Exercise goal. Write the lines out again, from the top of the material to the line containing "const httpUrl = 'GET", pictures excluded.

▬▬▬▬▬▬▬▬▬▬

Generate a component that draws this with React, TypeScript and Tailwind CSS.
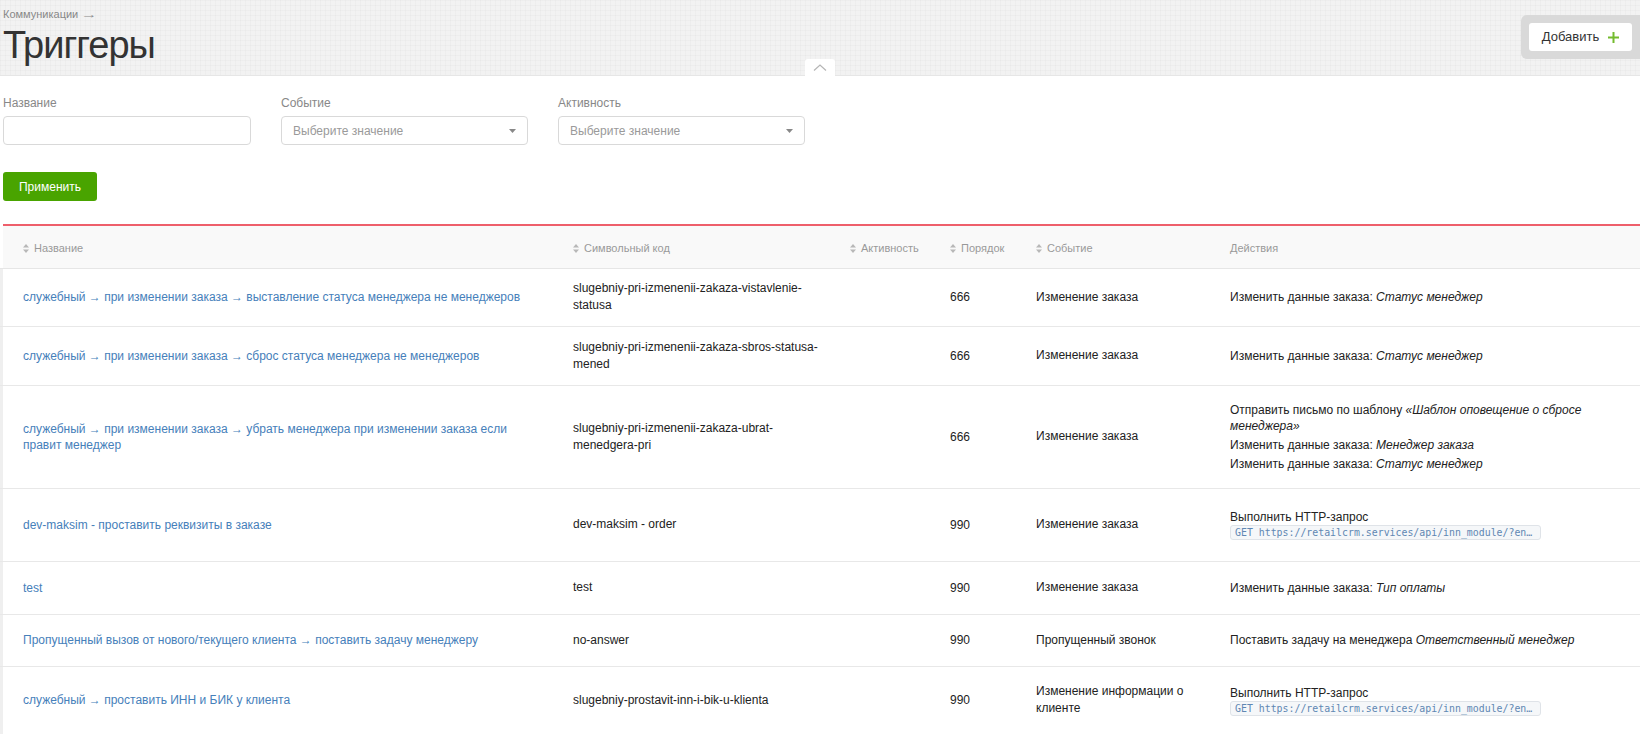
import type { ReactNode } from 'react'

type Trigger = {
  name: string
  code: string
  order: number
  event: string
  actions: ReactNode
  rowClass: string
}

const httpUrl = 'GET https://retailcrm.services/api/inn_module/?entity=order&id={{ order.id }}'

function HttpAction() {
  return (
    <>
      <div className="leading-[16px]">Выполнить HTTP-запрос</div>
      <code className="block w-fit max-w-[311px] truncate rounded-[3px] border border-[#dfe3e8] bg-[#f5f7f9] px-[4px] font-['DejaVu_Sans_Mono',monospace] text-[9.9px] leading-[13px] text-[#5f87b3]">
        {httpUrl}
      </code>
    </>
  )
}

function ChangeOrder({ field }: { field: string }) {
  return (
    <div className="leading-[16px]">
      Изменить данные заказа: <i>{field}</i>
    </div>
  )
}

const triggers: Trigger[] = [
  {
    name: 'служебный → при изменении заказа → выставление статуса менеджера не менеджеров',
    code: 'slugebniy-pri-izmenenii-zakaza-vistavlenie-statusa',
    order: 666,
    event: 'Изменение заказа',
    actions: <ChangeOrder field="Статус менеджер" />,
    rowClass: 'h-[58px]',
  },
  {
    name: 'служебный → при изменении заказа → сброс статуса менеджера не менеджеров',
    code: 'slugebniy-pri-izmenenii-zakaza-sbros-statusa-mened',
    order: 666,
    event: 'Изменение заказа',
    actions: <ChangeOrder field="Статус менеджер" />,
    rowClass: 'h-[59px]',
  },
  {
    name: 'служебный → при изменении заказа → убрать менеджера при изменении заказа если правит менеджер',
    code: 'slugebniy-pri-izmenenii-zakaza-ubrat-menedgera-pri',
    order: 666,
    event: 'Изменение заказа',
    actions: (
      <div className="flex flex-col gap-[3px]">
        <div className="leading-[16px]">
          Отправить письмо по шаблону <i>«Шаблон оповещение о сбросе менеджера»</i>
        </div>
        <ChangeOrder field="Менеджер заказа" />
        <ChangeOrder field="Статус менеджер" />
      </div>
    ),
    rowClass: 'h-[103px]',
  },
  {
    name: 'dev-maksim - проставить реквизиты в заказе',
    code: 'dev-maksim - order',
    order: 990,
    event: 'Изменение заказа',
    actions: <HttpAction />,
    rowClass: 'h-[73px]',
  },
  {
    name: 'test',
    code: 'test',
    order: 990,
    event: 'Изменение заказа',
    actions: <ChangeOrder field="Тип оплаты" />,
    rowClass: 'h-[53px]',
  },
  {
    name: 'Пропущенный вызов от нового/текущего клиента → поставить задачу менеджеру',
    code: 'no-answer',
    order: 990,
    event: 'Пропущенный звонок',
    actions: (
      <div className="leading-[16px]">
        Поставить задачу на менеджера <i>Ответственный менеджер</i>
      </div>
    ),
    rowClass: 'h-[52px]',
  },
  {
    name: 'служебный → проставить ИНН и БИК у клиента',
    code: 'slugebniy-prostavit-inn-i-bik-u-klienta',
    order: 990,
    event: 'Изменение информации о клиенте',
    actions: <HttpAction />,
    rowClass: 'h-[68px]',
  },
]

function SortIcon() {
  return (
    <svg width="6" height="9" viewBox="0 0 6 9" className="mr-[5px] inline-block fill-[#b8b8b8] align-[-1px]">
      <path d="M3 0L6 3.6H0z M3 9L0 5.4H6z" />
    </svg>
  )
}

function SelectBox() {
  return (
    <div className="flex h-[29px] w-[247px] items-center justify-between rounded-[4px] border border-[#d9d9d9] bg-white pl-[11px] pr-[11px] text-[12px] text-[#9a9a9a]">
      <span>Выберите значение</span>
      <svg width="7" height="4" viewBox="0 0 7 4" className="fill-[#888]">
        <path d="M0 0H7L3.5 4z" />
      </svg>
    </div>
  )
}

export default function App() {
  return (
    <div className="min-h-screen bg-white font-['Liberation_Sans',Arial,sans-serif] text-[#222]">
      {/* Page header */}
      <div className="relative flex h-[76px] items-start justify-between bg-[#f2f2f2] bg-[repeating-linear-gradient(90deg,rgba(0,0,0,0.02)_0px,rgba(0,0,0,0.02)_1px,transparent_1px,transparent_5px),repeating-linear-gradient(0deg,rgba(0,0,0,0.02)_0px,rgba(0,0,0,0.02)_1px,transparent_1px,transparent_5px)] shadow-[inset_0_-1px_0_#e6e6e6]">
        <div className="pl-[3px] pt-[7px]">
          <div className="text-[11px] leading-[14px] text-[#888]">
            Коммуникации <span className="inline-block scale-x-150 origin-left">→</span>
          </div>
          <h1 className="mt-[3px] text-[38px] leading-[42px] tracking-[-1px] text-[#333]">Триггеры</h1>
        </div>
        <div className="mt-[15px] rounded-l-[6px] bg-[#d9d9d9] py-[8px] pl-[8px] pr-[8px]">
          <button className="flex h-[28px] w-[103px] items-center justify-center gap-[9px] rounded-[3px] bg-white text-[13px] text-[#333]">
            Добавить
            <svg width="11" height="11" viewBox="0 0 11 11" className="fill-[#74bb2e]">
              <path d="M4.5 0H6.5V4.5H11V6.5H6.5V11H4.5V6.5H0V4.5H4.5z" />
            </svg>
          </button>
        </div>
        <div className="absolute bottom-0 left-1/2 flex h-[17px] w-[30px] -translate-x-1/2 items-center justify-center rounded-t-[3px] bg-white">
          <svg width="14" height="7" viewBox="0 0 14 7" className="fill-none stroke-[#b5b5b5]">
            <path d="M1 6.5L7 1L13 6.5" strokeWidth="1.2" />
          </svg>
        </div>
      </div>

      {/* Filters */}
      <div className="pl-[3px] pt-[20px]">
        <div className="flex gap-[30px]">
          <div>
            <div className="mb-[5px] text-[12px] leading-[15px] text-[#888]">Название</div>
            <input className="h-[29px] w-[248px] rounded-[4px] border border-[#d9d9d9] bg-white px-[10px] text-[12px] outline-none" />
          </div>
          <div>
            <div className="mb-[5px] text-[12px] leading-[15px] text-[#888]">Событие</div>
            <SelectBox />
          </div>
          <div>
            <div className="mb-[5px] text-[12px] leading-[15px] text-[#888]">Активность</div>
            <SelectBox />
          </div>
        </div>
        <button className="mt-[27px] h-[29px] w-[94px] rounded-[3px] bg-[#49a400] text-[12px] text-white">
          Применить
        </button>
      </div>

      {/* Triggers list */}
      <div className="mt-[23px] ml-[3px] h-[2px] bg-[#ee5f6b]" />
      <table className="w-full table-fixed border-collapse text-[12px]">
        <colgroup>
          <col className="w-[553px]" />
          <col className="w-[277px]" />
          <col className="w-[100px]" />
          <col className="w-[86px]" />
          <col className="w-[194px]" />
          <col />
        </colgroup>
        <thead>
          <tr className="h-[42px] border-b border-[#e6e6e6] bg-[#f9f9f9] text-left text-[11px] text-[#999]">
            <th className="pl-[23px] pt-[3px] font-normal shadow-[inset_3px_0_0_#fff]"><SortIcon />Название</th>
            <th className="pl-[20px] pt-[3px] font-normal"><SortIcon />Символьный код</th>
            <th className="pl-[20px] pt-[3px] font-normal"><SortIcon />Активность</th>
            <th className="pl-[20px] pt-[3px] font-normal"><SortIcon />Порядок</th>
            <th className="pl-[20px] pt-[3px] font-normal"><SortIcon />Событие</th>
            <th className="pl-[20px] pt-[3px] font-normal">Действия</th>
          </tr>
        </thead>
        <tbody>
          {triggers.map(t => (
            <tr key={t.code} className={`${t.rowClass} border-b border-[#e8e8e8] align-middle`}>
              <td className="pl-[23px] pr-[8px] leading-[16px] shadow-[inset_3px_0_0_#efefef]">
                <a href="#" className="text-[#4680ba]">{t.name}</a>
              </td>
              <td className="pl-[20px] leading-[17px]">{t.code}</td>
              <td className="pl-[20px]" />
              <td className="pl-[20px]">{t.order}</td>
              <td className="pl-[20px] pr-[12px] leading-[17px]">{t.event}</td>
              <td className="pl-[20px] pr-[20px]">{t.actions}</td>
            </tr>
          ))}
        </tbody>
      </table>
    </div>
  )
}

▬▬▬▬▬▬▬▬▬▬

Problem solution.
Generate a component that draws this with React, TypeScript and Tailwind CSS.
import type { ReactNode } from 'react'

type Trigger = {
  name: string
  code: string
  order: number
  event: string
  actions: ReactNode
  rowClass: string
}

const httpUrl = 'GET https://retailcrm.services/api/inn_module/?entity=order&id={{ order.id }}'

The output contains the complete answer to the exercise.